Plaintiffs allege that the "highway exception" to governmental immunity applies in this
case. In pertinent part, the first two sentences2 of MCL 691.1402(1) provide:
[E]ach governmental agency having jurisdiction over a highway shall
maintain the highway in reasonable repair so that it is reasonably safe and
convenient for public travel. A person who sustains bodily injury or damage to
his or her property by reason of failure of a governmental agency to keep a
highway under its jurisdiction in reasonable repair and in a condition reasonably
safe and fit for travel may recover the damages suffered by him or her from the
governmental agency.
Pursuant to this subsection, the duty to maintain public sidewalks3 falls on local governments,
including cities.
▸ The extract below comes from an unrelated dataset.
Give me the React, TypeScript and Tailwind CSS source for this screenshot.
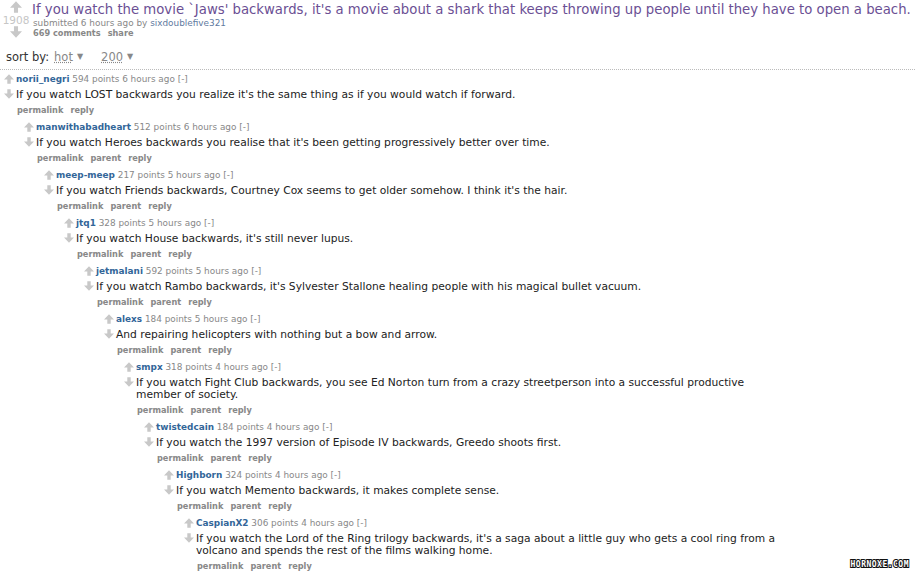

Haliw v Sterling Hts, 464 Mich 297, 303; 627 NW2d 581 (2001).
2
The third sentence of MCL 691.1402(1) addresses the duty and resulting liability of county
road commission defendants and is, thus, not at issue here. Nawrocki v Macomb Co Rd Comm,
463 Mich 143, 161; 615 NW2d 702 (2000). As will be discussed later, the fourth and final
sentence of the section applies only to state and county road commission defendants and is
similarly not apposite here. Id.
3
The statutory definition of "highway" specifically includes "sidewalks." MCL 691.1401(e).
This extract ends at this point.